Source: Global Times Published: 2019-3-20
US President Donald Trump (1st R) meets with Chinese Vice Premier Liu He (2nd L, front) at the Oval Office of the White House in Washington, D.C., the US, Feb. 22, 2019. (Xinhua/Liu Jie)
As Chinese and US officials appear to be racing for an agreement to end their trade war, Chinese analysts urged the two sides to focus more on the content rather than any artificial deadline to ensure a final deal would be equal and fair to both sides.
US Trade Representative Robert Lighthizer and US Secretary of Treasury Steven Mnuchin will visit Beijing next week to meet with Chinese Vice Premier Liu He for a fresh round of high-level negotiations, several US media outlets reported on Wednesday, citing US officials.
However, as of press time on Wednesday, there were no official announcements from either the US government or the Chinese government about the reported talks.
While officials on both sides stress that communications have been continuing between Chinese and US officials, face-to-face meetings have been paused since the latest round of talks in Washington in late February, as Chinese officials were focused on the annual legislative and political consultative sessions ended last week.
"We can see both sides are striving for common ground and their efforts are quite intense," He Weiwen, a former Chinese trade official, told the Global Times on Wednesday. "These are all good interactions."
However, though it is hoped that the two sides could reach a deal by the end of April, such a deadline is not important as long as both sides continue to talk, said He, who is also a senior fellow at the Center for China and Globalization.
"Our focus should be the content of the agreement, so that it is a fair and principled agreement for both sides," he said.
He noted that the two sides seem to be stuck in details about what to do with the tariffs already imposed and a review mechanism.

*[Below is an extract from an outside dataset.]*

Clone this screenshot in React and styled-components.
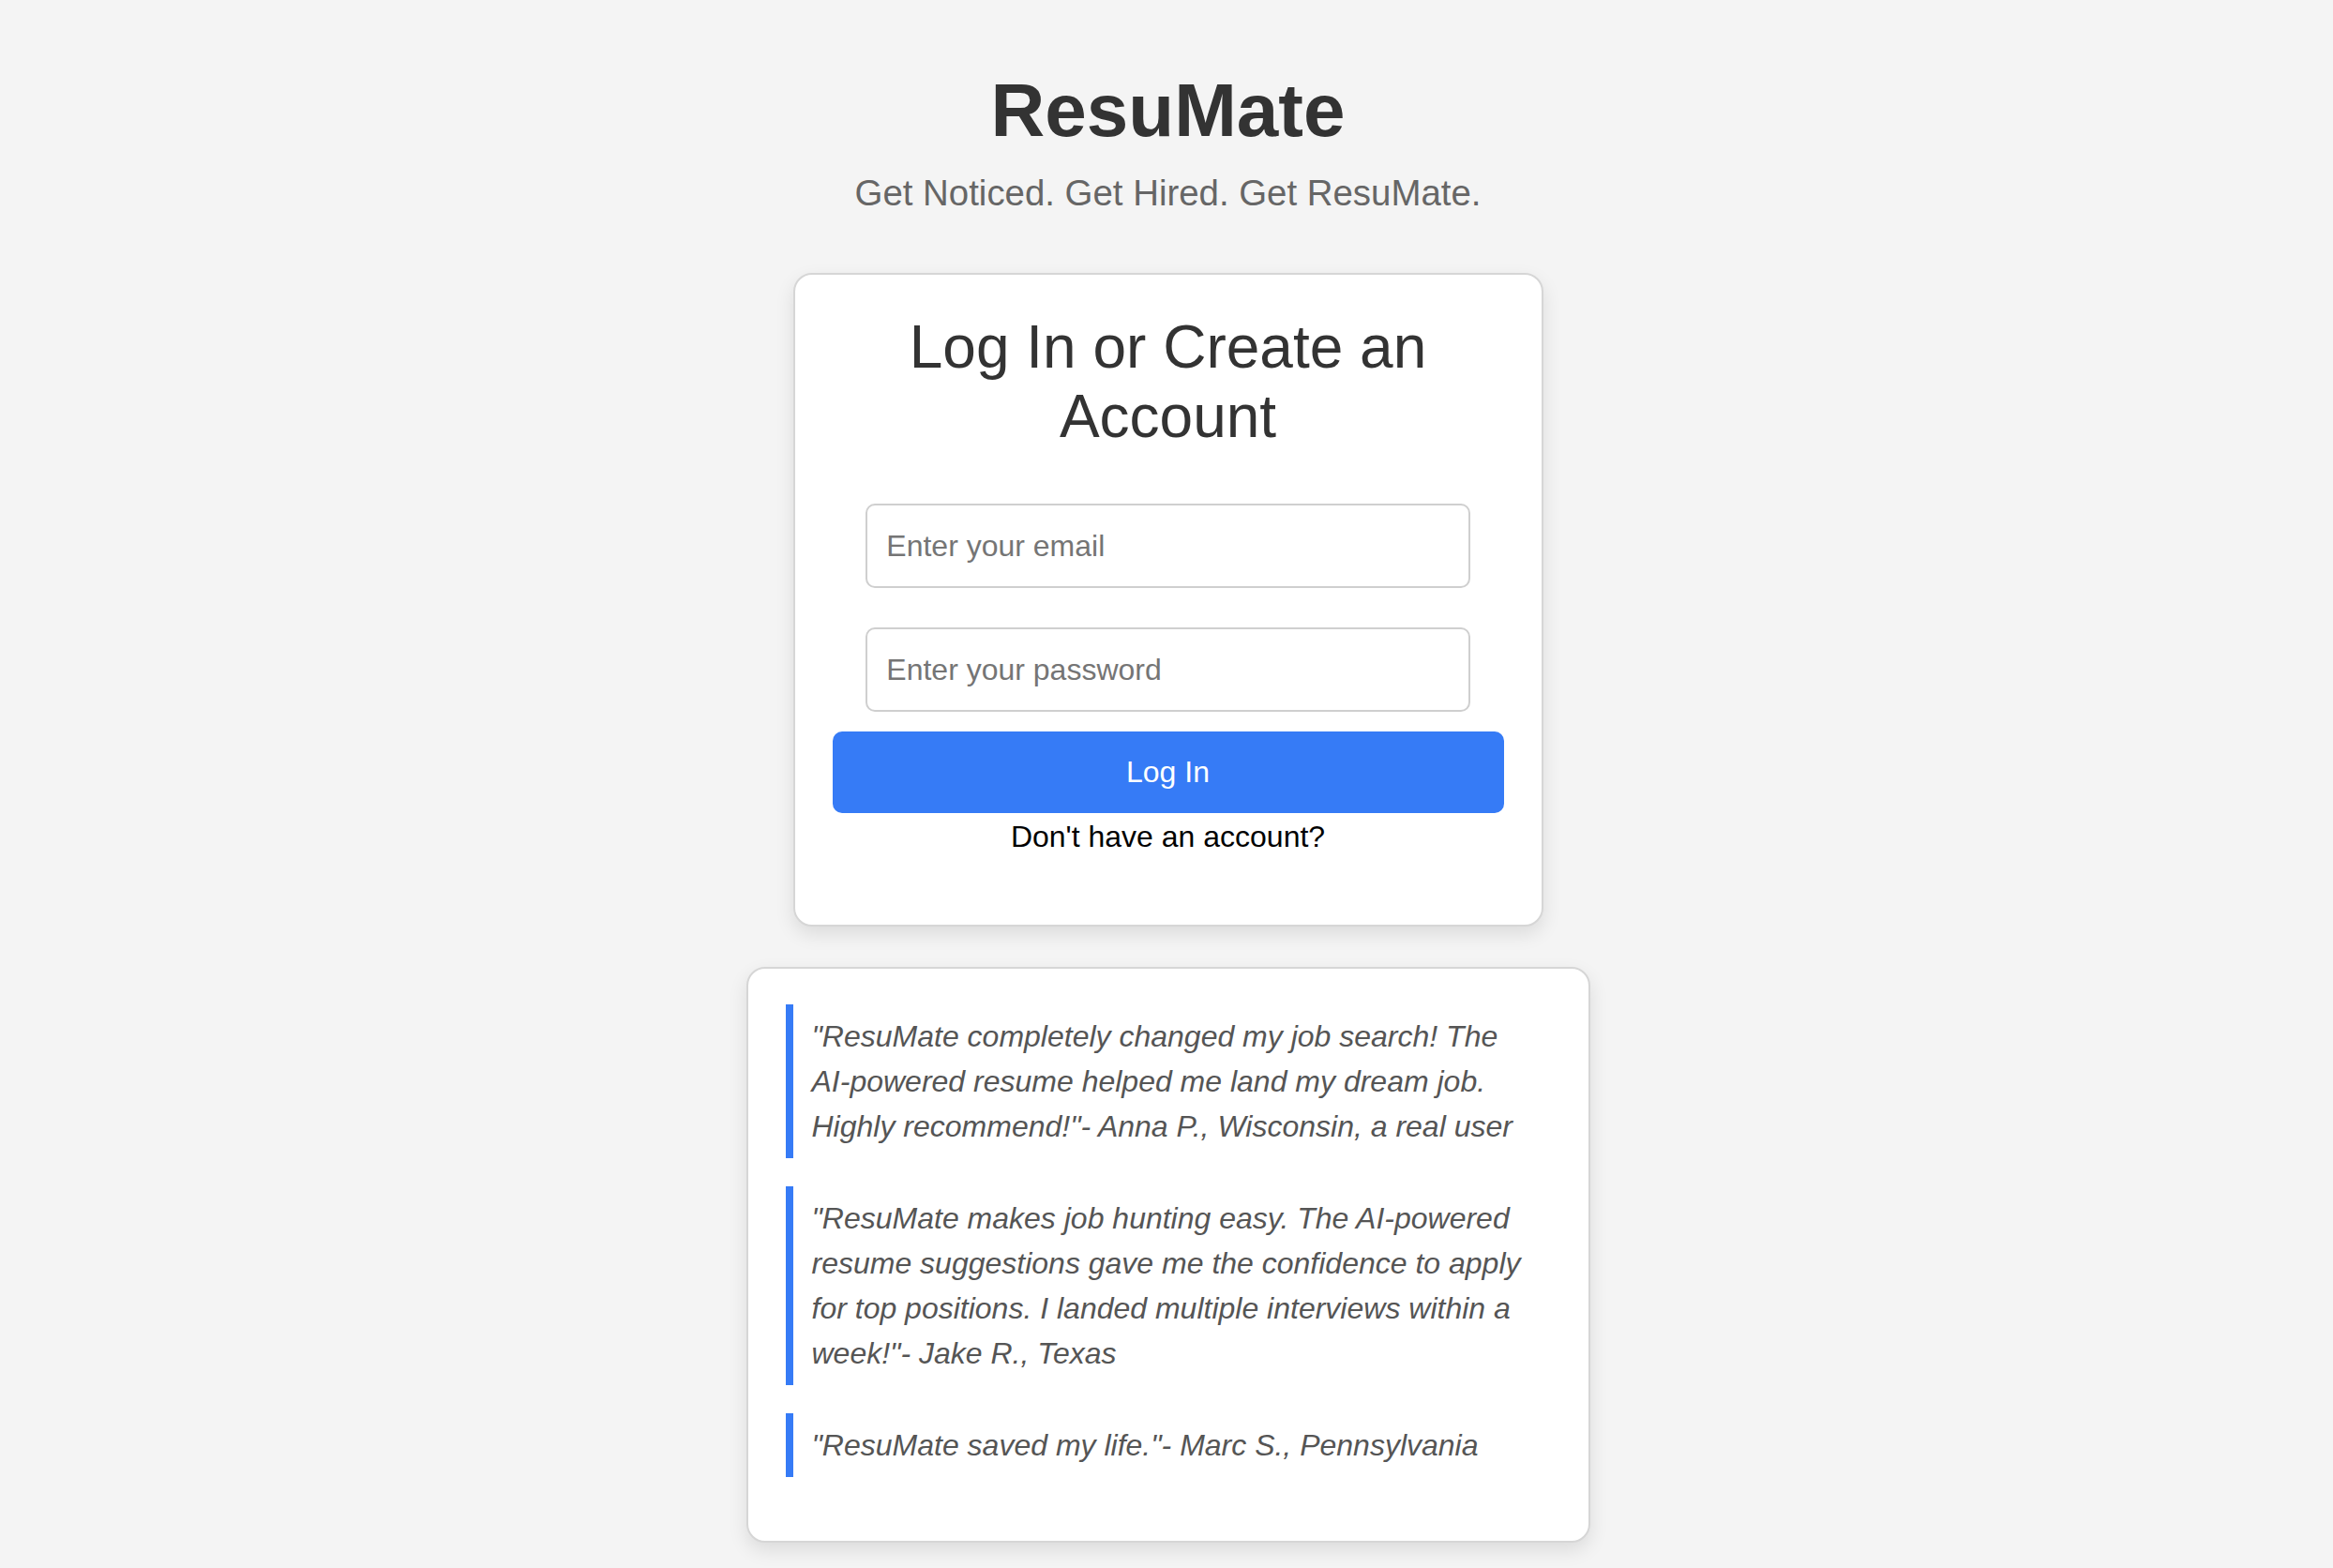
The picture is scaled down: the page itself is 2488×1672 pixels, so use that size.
import React from 'react';
import styled, { createGlobalStyle } from 'styled-components';

const testimonials = [
  '"ResuMate completely changed my job search! The AI-powered resume helped me land my dream job. Highly recommend!"- Anna P., Wisconsin, a real user',
  '"ResuMate makes job hunting easy. The AI-powered resume suggestions gave me the confidence to apply for top positions. I landed multiple interviews within a week!"- Jake R., Texas',
  '"ResuMate saved my life."- Marc S., Pennsylvania',
];

const App = () => {
  return (
    <>
      <GlobalStyle />
      <Page>
        <Header>
          <Brand>ResuMate</Brand>
          <Tagline>Get Noticed. Get Hired. Get ResuMate.</Tagline>
        </Header>

        <LoginCard>
          <CardTitle>Log In or Create an Account</CardTitle>
          <TextInput type="email" placeholder="Enter your email" />
          <TextInput type="password" placeholder="Enter your password" $gap="21px" />
          <PrimaryButton type="button">Log In</PrimaryButton>
          <SignupText>Don't have an account?</SignupText>
        </LoginCard>

        <TestimonialCard>
          {testimonials.map((text) => (
            <Quote key={text}>{text}</Quote>
          ))}
        </TestimonialCard>
      </Page>
    </>
  );
};

const GlobalStyle = createGlobalStyle`
  * {
    box-sizing: border-box;
  }
  body {
    margin: 0;
    background: #f4f4f4;
    font-family: 'Liberation Sans', Arial, sans-serif;
    color: #333;
  }
`;

const Page = styled.div`
  display: flex;
  flex-direction: column;
  align-items: center;
  padding: 72px 0 26px 3px;
`;

const Header = styled.header`
  display: flex;
  flex-direction: column;
  align-items: center;
`;

const Brand = styled.h1`
  margin: 0;
  font-size: 80px;
  line-height: 92px;
  font-weight: 700;
  color: #333;
`;

const Tagline = styled.p`
  margin: 20px 0 0;
  font-size: 38.4px;
  line-height: 44px;
  color: #666;
`;

const Card = styled.div`
  background: #fff;
  border: 2px solid #d6d6d6;
  border-radius: 20px;
  box-shadow: 0 8px 20px rgba(0, 0, 0, 0.1);
`;

const LoginCard = styled(Card)`
  width: 800px;
  margin-top: 63px;
  padding: 40px;
  display: flex;
  flex-direction: column;
  align-items: center;
`;

const CardTitle = styled.h2`
  margin: 0 0 56px;
  font-size: 64px;
  line-height: 74px;
  font-weight: 400;
  text-align: center;
  color: #333;
`;

const TextInput = styled.input`
  width: 90%;
  height: 90px;
  margin-bottom: ${(p) => p.$gap || '42px'};
  padding: 0 20px;
  border: 2px solid #cfcfcf;
  border-radius: 10px;
  font-family: 'Liberation Sans', Arial, sans-serif;
  font-size: 32px;
  color: #333;
  outline: none;

  &::placeholder {
    color: #757575;
  }
`;

const PrimaryButton = styled.button`
  width: 100%;
  height: 87px;
  border: none;
  border-radius: 10px;
  background: #367bf6;
  color: #fff;
  font-family: 'Liberation Sans', Arial, sans-serif;
  font-size: 32px;
  cursor: pointer;
`;

const SignupText = styled.p`
  margin: 7px 0 35px;
  font-size: 32px;
  line-height: 37px;
  color: #000;
  text-align: center;
`;

const TestimonialCard = styled(Card)`
  width: 900px;
  margin-top: 43px;
  padding: 38px 40px;
`;

const Quote = styled.blockquote`
  margin: 0 0 30px;
  padding: 10px 20px;
  border-left: 8px solid #367bf6;
  font-style: italic;
  font-size: 32px;
  line-height: 48px;
  color: #555;
`;

export default App;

Chinese officials and analysts have indicated that, after a deal, all tariffs must be lifted and that checks on implementation should be two-way and fair. "If the US can check on China, why China cannot check on the US? If it's an equal agreement, then China should also be able to check on the US," He said.

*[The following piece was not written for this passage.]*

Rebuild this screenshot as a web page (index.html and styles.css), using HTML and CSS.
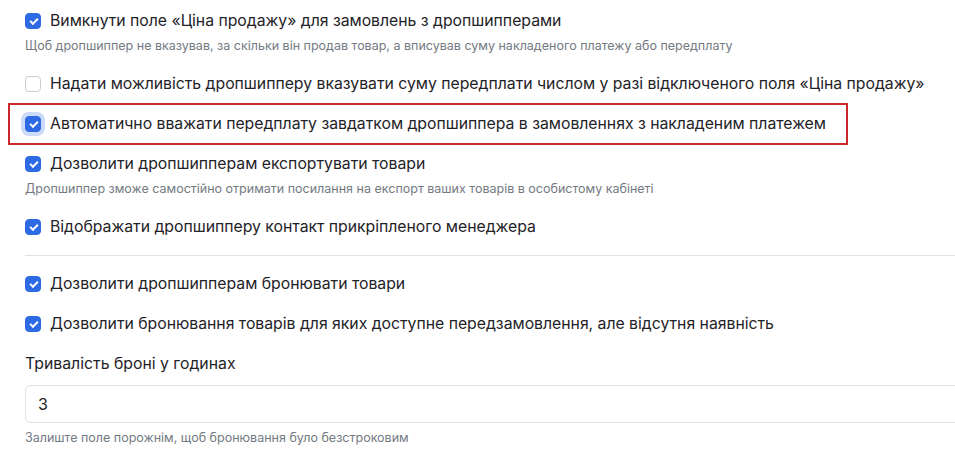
FILE: index.html
```html
<!DOCTYPE html>
<html lang="uk">
<head>
    <meta charset="UTF-8">
    <meta name="viewport" content="width=device-width, initial-scale=1.0">
    <title>Налаштування дропшипінгу</title>
    <link rel="stylesheet" href="styles.css">
</head>
<body>

<div class="settings">
    <div class="setting">
        <label class="check-row">
            <input type="checkbox" class="check" checked>
            <span>Вимкнути поле «Ціна продажу» для замовлень з дропшипперами</span>
        </label>
        <div class="hint">Щоб дропшиппер не вказував, за скільки він продав товар, а вписував суму накладеного платежу або передплату</div>
    </div>

    <div class="setting">
        <label class="check-row">
            <input type="checkbox" class="check">
            <span>Надати можливість дропшипперу вказувати суму передплати числом у разі відключеного поля «Ціна продажу»</span>
        </label>
    </div>

    <div class="setting">
        <label class="check-row highlighted">
            <input type="checkbox" class="check focused" checked>
            <span>Автоматично вважати передплату завдатком дропшиппера в замовленнях з накладеним платежем</span>
        </label>
    </div>

    <div class="setting">
        <label class="check-row">
            <input type="checkbox" class="check" checked>
            <span>Дозволити дропшипперам експортувати товари</span>
        </label>
        <div class="hint">Дропшиппер зможе самостійно отримати посилання на експорт ваших товарів в особистому кабінеті</div>
    </div>

    <div class="setting">
        <label class="check-row">
            <input type="checkbox" class="check" checked>
            <span>Відображати дропшипперу контакт прикріпленого менеджера</span>
        </label>
    </div>

    <hr class="divider">

    <div class="setting">
        <label class="check-row">
            <input type="checkbox" class="check" checked>
            <span>Дозволити дропшипперам бронювати товари</span>
        </label>
    </div>

    <div class="setting">
        <label class="check-row">
            <input type="checkbox" class="check" checked>
            <span>Дозволити бронювання товарів для яких доступне передзамовлення, але відсутня наявність</span>
        </label>
    </div>

    <div class="setting">
        <label class="field-label" for="reserve-hours">Тривалість броні у годинах</label>
        <input type="text" id="reserve-hours" class="field" value="3">
        <div class="hint small-gap">Залиште поле порожнім, щоб бронювання було безстроковим</div>
    </div>
</div>

</body>
</html>
```

FILE: styles.css
```css
body {
    font-family: Inter, "Noto Sans", sans-serif;
    margin: 0;
    background-color: #ffffff;
    color: #1f2328;
    overflow: hidden;
}
.settings {
    padding: 9px 0 0 25px;
    width: 940px;
}
.setting {
    margin-bottom: 16px;
}
.check-row {
    display: flex;
    align-items: center;
    font-size: 15.8px;
    line-height: 24px;
    letter-spacing: -0.02px;
    cursor: pointer;
    position: relative;
}
.check-row span {
    margin-left: 9px;
    white-space: nowrap;
}
.highlighted::after {
    content: "";
    position: absolute;
    left: -17px;
    top: -9px;
    width: 836px;
    height: 38px;
    border: 2px solid #c9262b;
    pointer-events: none;
}
.check {
    appearance: none;
    -webkit-appearance: none;
    margin: 0;
    width: 16px;
    height: 16px;
    flex-shrink: 0;
    border: 1px solid #c8ccd2;
    border-radius: 4px;
    background-color: #ffffff;
    position: relative;
}
.check:checked {
    background-color: #2d6ae3;
    border-color: #2d6ae3;
}
.check:checked::after {
    content: "";
    position: absolute;
    left: 4px;
    top: 4px;
    width: 6px;
    height: 3px;
    border-left: 2px solid #ffffff;
    border-bottom: 2px solid #ffffff;
    transform: rotate(-45deg);
}
.focused {
    box-shadow: 0 0 0 4px rgba(45, 106, 227, 0.25);
}
.hint {
    margin-top: 3px;
    font-size: 12.5px;
    line-height: 20px;
    color: #737a82;
    white-space: nowrap;
}
.small-gap {
    margin-top: 5px;
}
.divider {
    border: none;
    border-top: 1px solid #dee2e6;
    margin: 0 -20px 16px 0;
}
.field-label {
    display: block;
    font-size: 15.8px;
    line-height: 24px;
    margin-bottom: 9px;
    margin-top: 1px;
}
.field {
    display: block;
    box-sizing: border-box;
    width: 960px;
    height: 38px;
    padding: 0 12px;
    font-family: inherit;
    font-size: 16px;
    color: #1f2328;
    border: 1px solid #dee2e6;
    border-radius: 6px;
    outline: none;
}
```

While US officials are rushing to arrange a meeting between the leaders of the two countries for a summit, the Chinese side should be patient and make sure all details are worked out before agreeing to a meeting, experts said.

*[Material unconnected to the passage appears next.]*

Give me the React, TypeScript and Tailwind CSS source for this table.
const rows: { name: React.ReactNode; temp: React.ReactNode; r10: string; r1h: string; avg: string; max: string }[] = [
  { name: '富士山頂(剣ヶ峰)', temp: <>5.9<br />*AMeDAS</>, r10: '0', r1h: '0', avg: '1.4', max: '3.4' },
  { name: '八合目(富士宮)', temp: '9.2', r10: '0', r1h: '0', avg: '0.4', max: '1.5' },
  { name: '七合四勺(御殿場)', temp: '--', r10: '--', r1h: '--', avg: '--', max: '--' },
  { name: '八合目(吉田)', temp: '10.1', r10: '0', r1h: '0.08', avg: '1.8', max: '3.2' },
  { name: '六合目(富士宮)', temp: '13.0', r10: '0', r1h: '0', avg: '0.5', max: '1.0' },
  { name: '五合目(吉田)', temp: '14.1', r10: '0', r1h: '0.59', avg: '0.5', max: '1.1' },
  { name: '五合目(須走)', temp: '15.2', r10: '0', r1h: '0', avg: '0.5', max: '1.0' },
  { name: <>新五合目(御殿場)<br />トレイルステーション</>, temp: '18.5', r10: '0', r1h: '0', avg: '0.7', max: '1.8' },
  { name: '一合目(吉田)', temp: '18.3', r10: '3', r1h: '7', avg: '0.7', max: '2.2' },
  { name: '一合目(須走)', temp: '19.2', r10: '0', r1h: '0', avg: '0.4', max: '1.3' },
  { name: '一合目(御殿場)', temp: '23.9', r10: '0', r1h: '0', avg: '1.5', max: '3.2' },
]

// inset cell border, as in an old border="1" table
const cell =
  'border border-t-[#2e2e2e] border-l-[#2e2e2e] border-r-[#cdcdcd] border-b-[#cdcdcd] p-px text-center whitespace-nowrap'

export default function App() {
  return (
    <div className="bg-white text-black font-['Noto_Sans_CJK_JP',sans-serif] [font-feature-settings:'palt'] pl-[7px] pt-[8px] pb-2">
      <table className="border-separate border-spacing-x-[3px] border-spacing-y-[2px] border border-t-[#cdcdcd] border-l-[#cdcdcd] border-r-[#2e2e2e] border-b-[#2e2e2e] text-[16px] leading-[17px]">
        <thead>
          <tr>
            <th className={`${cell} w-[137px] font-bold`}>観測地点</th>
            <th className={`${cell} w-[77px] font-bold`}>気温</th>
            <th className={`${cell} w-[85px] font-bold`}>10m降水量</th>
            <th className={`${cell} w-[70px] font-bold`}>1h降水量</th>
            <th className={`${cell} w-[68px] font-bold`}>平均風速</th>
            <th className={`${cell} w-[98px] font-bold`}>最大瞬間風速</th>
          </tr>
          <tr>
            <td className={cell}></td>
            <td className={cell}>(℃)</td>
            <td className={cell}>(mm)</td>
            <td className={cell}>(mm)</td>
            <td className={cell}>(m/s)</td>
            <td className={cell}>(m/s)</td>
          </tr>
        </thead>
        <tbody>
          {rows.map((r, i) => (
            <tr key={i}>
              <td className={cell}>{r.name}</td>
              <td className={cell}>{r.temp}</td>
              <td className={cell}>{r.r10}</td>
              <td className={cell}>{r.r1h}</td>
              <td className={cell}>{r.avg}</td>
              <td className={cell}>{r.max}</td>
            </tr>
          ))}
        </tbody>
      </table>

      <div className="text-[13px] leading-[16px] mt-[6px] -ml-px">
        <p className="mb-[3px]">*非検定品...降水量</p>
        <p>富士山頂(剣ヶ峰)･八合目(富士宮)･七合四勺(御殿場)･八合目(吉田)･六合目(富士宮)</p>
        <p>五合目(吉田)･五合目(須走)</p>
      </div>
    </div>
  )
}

"We are still at a delicate state and we should not lower our guard," said Huo Jianguo, vice chairman of the China Society for World Trade Organization Studies.
He noted that both sides face pressure domestically to not only sign a deal but not to make too many concessions.
Though a complete overturn is "highly unlikely," both sides understand that "there is no way for them to return to the period of friendly cooperation and the overall trend will be competition and cooperation," Huo told the Global Times.
He Weiwen is a senior fellow of Chongyang Institute for Financial Studies at Renmin University of China.